Ein Präzedenzfall, der weitere Begehrlichkeiten schaffen könnte. Wenn zum Beispiel ein Müdigkeitsassistent an Bord ist, könnte er bei einem Unfall Rückschlüsse auf den Fahrer erlauben. Auf dem 52. Verkehrsgerichtstag in Goslar beschäftigten sich Juristen bereits 2014 ausführlich mit dem Thema Datenspeicherung im Auto: Wenn der Bürger wisse, dass Fahrdaten aus seinem Auto ausgelesen werden können, werde er vorsichtiger fahren, erklärte damals ein Vertreter der Polizeigewerkschaft GdP.

Steckt in jedem modernen Auto ein perfekter Spion? Bisher gilt das Recht auf "informationelle Selbstbestimmung" auch auf vier Rädern: Daten aus vernetzten Fahrzeugen dürfen nur auf gerichtliche Anweisung oder mit ausdrücklicher Einwilligung des Nutzers übermittelt werden. Eigentlich. Doch die Hersteller nehmen sich das Recht, technikbezogene Daten im Auto zu speichern und an einen Zentralrechner zu übertragen.

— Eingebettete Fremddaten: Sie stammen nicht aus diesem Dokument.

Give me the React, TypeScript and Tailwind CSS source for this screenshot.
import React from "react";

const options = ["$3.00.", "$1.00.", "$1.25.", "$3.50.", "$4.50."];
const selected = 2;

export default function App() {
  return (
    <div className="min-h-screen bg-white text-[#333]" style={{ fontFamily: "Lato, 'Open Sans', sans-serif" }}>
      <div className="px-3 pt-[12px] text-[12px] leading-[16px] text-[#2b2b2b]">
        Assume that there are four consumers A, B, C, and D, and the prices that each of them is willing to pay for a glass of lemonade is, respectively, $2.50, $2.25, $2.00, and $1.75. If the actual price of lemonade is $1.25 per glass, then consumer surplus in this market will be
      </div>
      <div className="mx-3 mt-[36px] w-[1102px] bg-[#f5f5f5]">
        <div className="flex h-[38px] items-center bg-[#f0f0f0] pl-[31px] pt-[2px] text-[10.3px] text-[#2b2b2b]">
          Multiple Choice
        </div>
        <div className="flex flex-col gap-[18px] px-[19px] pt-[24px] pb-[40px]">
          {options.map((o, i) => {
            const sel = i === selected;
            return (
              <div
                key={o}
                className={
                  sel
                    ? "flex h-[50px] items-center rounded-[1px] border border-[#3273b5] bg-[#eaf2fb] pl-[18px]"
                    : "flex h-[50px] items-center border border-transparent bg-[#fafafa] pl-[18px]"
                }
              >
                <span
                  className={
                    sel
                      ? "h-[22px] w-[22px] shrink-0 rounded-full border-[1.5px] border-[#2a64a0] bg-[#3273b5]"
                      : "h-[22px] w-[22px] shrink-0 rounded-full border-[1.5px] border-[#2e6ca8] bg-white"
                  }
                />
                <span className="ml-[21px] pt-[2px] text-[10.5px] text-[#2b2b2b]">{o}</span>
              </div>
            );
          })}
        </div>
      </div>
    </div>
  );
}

Hersteller sammeln Daten im Minuten-Rhythmus

Wie groß die Datenlecks im Auto mittlerweile sind, haben Untersuchungen des Weltautomobilverbands FIA und des ADAC gezeigt. Bei einer Mercedes B-Klasse, die mit dem System me-connect ausgestattet war, fanden die Experten beispielsweise heraus, dass das System alle zwei Minuten die GPS-Position des Fahrzeugs sowie Kilometerstand, Verbrauch oder Reifendruck an den Hersteller übermittelt. Auch die Zahl der Gurtstraffungen, etwa aufgrund starken Bremsens, wird gespeichert. Die von einem BMW 320d erfassten Daten erlauben ebenfalls Rückschlüsse auf den Fahrstil. Beim BMW i3 wurden zudem rund hundert Abstellpositionen des Fahrzeuges festgehalten und online übertragen.

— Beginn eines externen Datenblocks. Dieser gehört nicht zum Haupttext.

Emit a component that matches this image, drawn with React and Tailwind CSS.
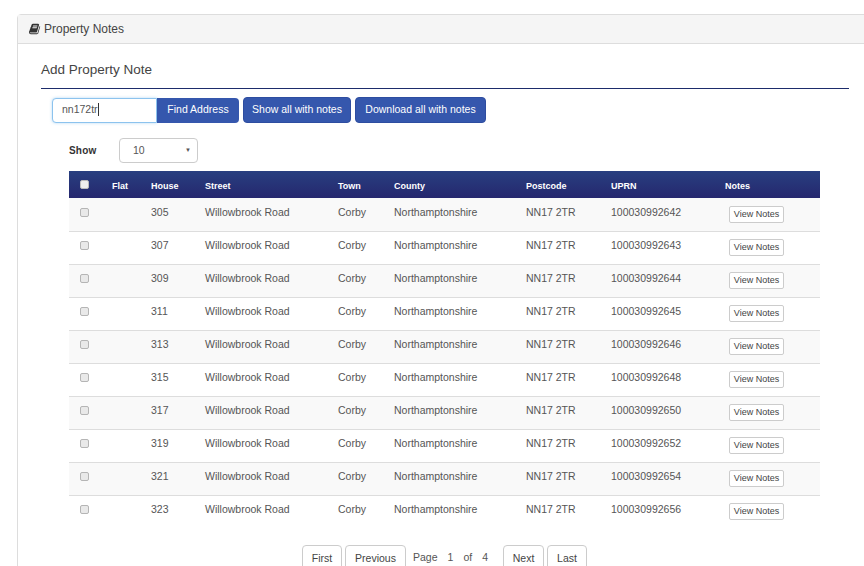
const rows = [
  ['305', '100030992642'],
  ['307', '100030992643'],
  ['309', '100030992644'],
  ['311', '100030992645'],
  ['313', '100030992646'],
  ['315', '100030992648'],
  ['317', '100030992650'],
  ['319', '100030992652'],
  ['321', '100030992654'],
  ['323', '100030992656'],
];

const headers = ['Flat', 'House', 'Street', 'Town', 'County', 'Postcode', 'UPRN', 'Notes'];
const colWidths = ['w-[35px]', 'w-[39px]', 'w-[54px]', 'w-[133px]', 'w-[56px]', 'w-[132px]', 'w-[85px]', 'w-[114px]', 'w-[103px]'];

function BookIcon() {
  return (
    <svg viewBox="0 0 1792 1792" className="h-[12px] w-[12px] fill-[#333]">
      <path d="M1639 478q40 57 18 129l-275 906q-19 64-76.5 107.5t-122.5 43.5h-923q-77 0-148.5-53.5t-99.5-131.5q-24-67-2-127 0-4 3-27t4-37q1-8-3-21.5t-3-19.5q2-11 8-21t16.5-23.5 16.5-23.5q23-38 45-91.5t30-91.5q3-10 .5-30t-.5-28q3-11 17-28t17-23q21-36 42-92t25-90q1-9-2.5-32t.5-28q4-13 22-30.5t22-22.5q19-26 42.5-84.5t27.5-96.5q1-8-3-25.5t-2-26.5q2-8 9-18t18-23 17-21q8-12 16.5-30.5t15-35 16-36 19.5-32 26.5-23.5 36-11.5 47.5 5.5l-1 3q38-9 51-9h761q74 0 114 56t18 130l-274 906q-36 119-71.5 153.5t-128.5 34.5h-869q-27 0-38 15-11 16-1 43 24 70 144 70h923q29 0 56-15.5t35-41.5l300-987q7-22 5-57 38 15 59 43zm-1064 2q-4 13 2 22.5t20 9.5h608q13 0 25.5-9.5t16.5-22.5l21-64q4-13-2-22.5t-20-9.5h-608q-13 0-25.5 9.5t-16.5 22.5zm-83 256q-4 13 2 22.5t20 9.5h608q13 0 25.5-9.5t16.5-22.5l21-64q4-13-2-22.5t-20-9.5h-608q-13 0-25.5 9.5t-16.5 22.5z" />
    </svg>
  );
}

function Checkbox() {
  return <span className="ml-[1px] block h-[9px] w-[9px] -translate-y-[2px] rounded-[2px] border border-[#b5b5b5] bg-[#e9e9e9]" />;
}

function PageButton({ label, width }) {
  return (
    <button className={`h-[34px] ${width} self-start rounded-[4px] border border-[#ccc] bg-white pb-[6px] text-[10.5px] text-[#444]`}>
      {label}
    </button>
  );
}

export default function App() {
  return (
    <div className="h-[566px] w-[864px] overflow-hidden bg-white pt-[14px] pl-[17px] font-['Liberation_Sans',Arial,sans-serif] text-[#333]">
      <div className="w-[880px] rounded-[4px] border border-[#ddd] bg-white">
        <div className="flex h-[29px] items-center gap-[3px] border-b border-[#ddd] bg-[#f5f5f5] pl-[11px] text-[12px] text-[#444]">
          <BookIcon />
          <span>Property Notes</span>
        </div>

        <div className="pl-[23px] pt-[16px]">
          <h3 className="text-[13.5px] leading-[20px] text-[#444]">Add Property Note</h3>
          <div className="mt-[8px] w-[808px] border-t border-[#1d2c6b]" />

          <div className="ml-[11px] mt-[8px] flex items-center">
            <div className="flex h-[25px] w-[105px] items-center rounded-l-[4px] border border-[#8cc3ee] bg-white pb-[1px] pl-[9px] text-[10.5px] text-[#555] shadow-[0_0_3px_rgba(102,175,233,0.5)]">
              nn172tr<span className="h-[13px] w-px bg-[#333]" />
            </div>
            <button className="h-[25px] w-[82px] rounded-r-[4px] bg-[#3557ad] text-[10.5px] text-white">Find Address</button>
            <button className="ml-[4px] h-[26px] w-[108px] rounded-[4px] border border-[#2e4da0] bg-[#3557ad] text-[10.5px] text-white">Show all with notes</button>
            <button className="ml-[4px] h-[26px] w-[131px] rounded-[4px] border border-[#2e4da0] bg-[#3557ad] text-[10.5px] text-white">Download all with notes</button>
          </div>

          <div className="ml-[28px] mt-[15px] flex items-center">
            <span className="w-[50px] text-[10px] font-bold tracking-[0.2px]">Show</span>
            <div className="flex h-[25px] w-[79px] items-center justify-between rounded-[4px] border border-[#ccc] bg-white pl-[13px] pr-[6px] text-[10.5px] text-[#555]">
              <span>10</span>
              <span className="text-[6px]">▼</span>
            </div>
          </div>

          <table className="ml-[28px] mt-[8px] w-[751px] table-fixed border-collapse text-[10.5px] text-[#555]">
            <colgroup>
              {colWidths.map((w, i) => (
                <col key={i} className={w} />
              ))}
            </colgroup>
            <thead>
              <tr className="h-[27px] bg-gradient-to-b from-[#283f80] to-[#25276e] text-left text-[9px] text-white">
                <th className="pl-[11px]">
                  <span className="block h-[9px] w-[9px] rounded-[2px] border border-[#bbb] bg-[#eee]" />
                </th>
                {headers.map((h) => (
                  <th key={h} className="pl-[8px] pt-[5px] font-bold">{h}</th>
                ))}
              </tr>
            </thead>
            <tbody>
              {rows.map(([house, uprn], i) => (
                <tr key={uprn} className={`h-[33px] ${i > 0 ? 'border-t border-[#ddd]' : ''} ${i % 2 === 0 ? 'bg-[#f9f9f9]' : 'bg-white'}`}>
                  <td className="pl-[10px]"><Checkbox /></td>
                  <td />
                  <td className="pb-[3px] pl-[8px]">{house}</td>
                  <td className="pb-[3px] pl-[8px]">Willowbrook Road</td>
                  <td className="pb-[3px] pl-[8px]">Corby</td>
                  <td className="pb-[3px] pl-[8px]">Northamptonshire</td>
                  <td className="pb-[3px] pl-[8px]">NN17 2TR</td>
                  <td className="pb-[3px] pl-[8px]">{uprn}</td>
                  <td className="pl-[12px]">
                    <button className="block h-[17px] w-[55px] rounded-[2px] border border-[#ccc] bg-white text-[9px] text-[#444]">View Notes</button>
                  </td>
                </tr>
              ))}
            </tbody>
          </table>

          <div className="ml-[261px] mt-[17px] flex text-[11px]">
            <PageButton label="First" width="w-[40px]" />
            <div className="ml-[3px]"><PageButton label="Previous" width="w-[61px]" /></div>
            <div className="ml-[7px] flex w-[90px] gap-[10px] pt-[5px] text-[10.5px] text-[#555]">
              <span>Page</span><span>1</span><span>of</span><span>4</span>
            </div>
            <PageButton label="Next" width="w-[41px]" />
            <div className="ml-[3px]"><PageButton label="Last" width="w-[40px]" /></div>
          </div>
        </div>
      </div>
    </div>
  );
}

"Der Verbraucher hat nicht nur einen Anspruch auf Datentransparenz. Er muss auch frei wählen können, ob und welche Daten er dem Hersteller zur Verfügung stellt", betont Thomas Burkhardt, ADAC-Vizepräsident für Technik. Doch der freie Lesezugang zu allen Daten im Fahrzeug schafft womöglich noch größere Probleme hinsichtlich der Datensicherheit. Bisher hüten die Hersteller ihren Datenschatz mit Argusaugen. Um Licht ins Datendickicht zu bringen, musste das ADAC-Technikzentrum in Landsberg das Datenkauderwelsch in jedem einzelnen Modell neu entschlüsseln. Das Projekt war so aufwendig wie die Crashtests, die der Automobilclub seit 35 Jahren auf eigene Rechnung durchführt.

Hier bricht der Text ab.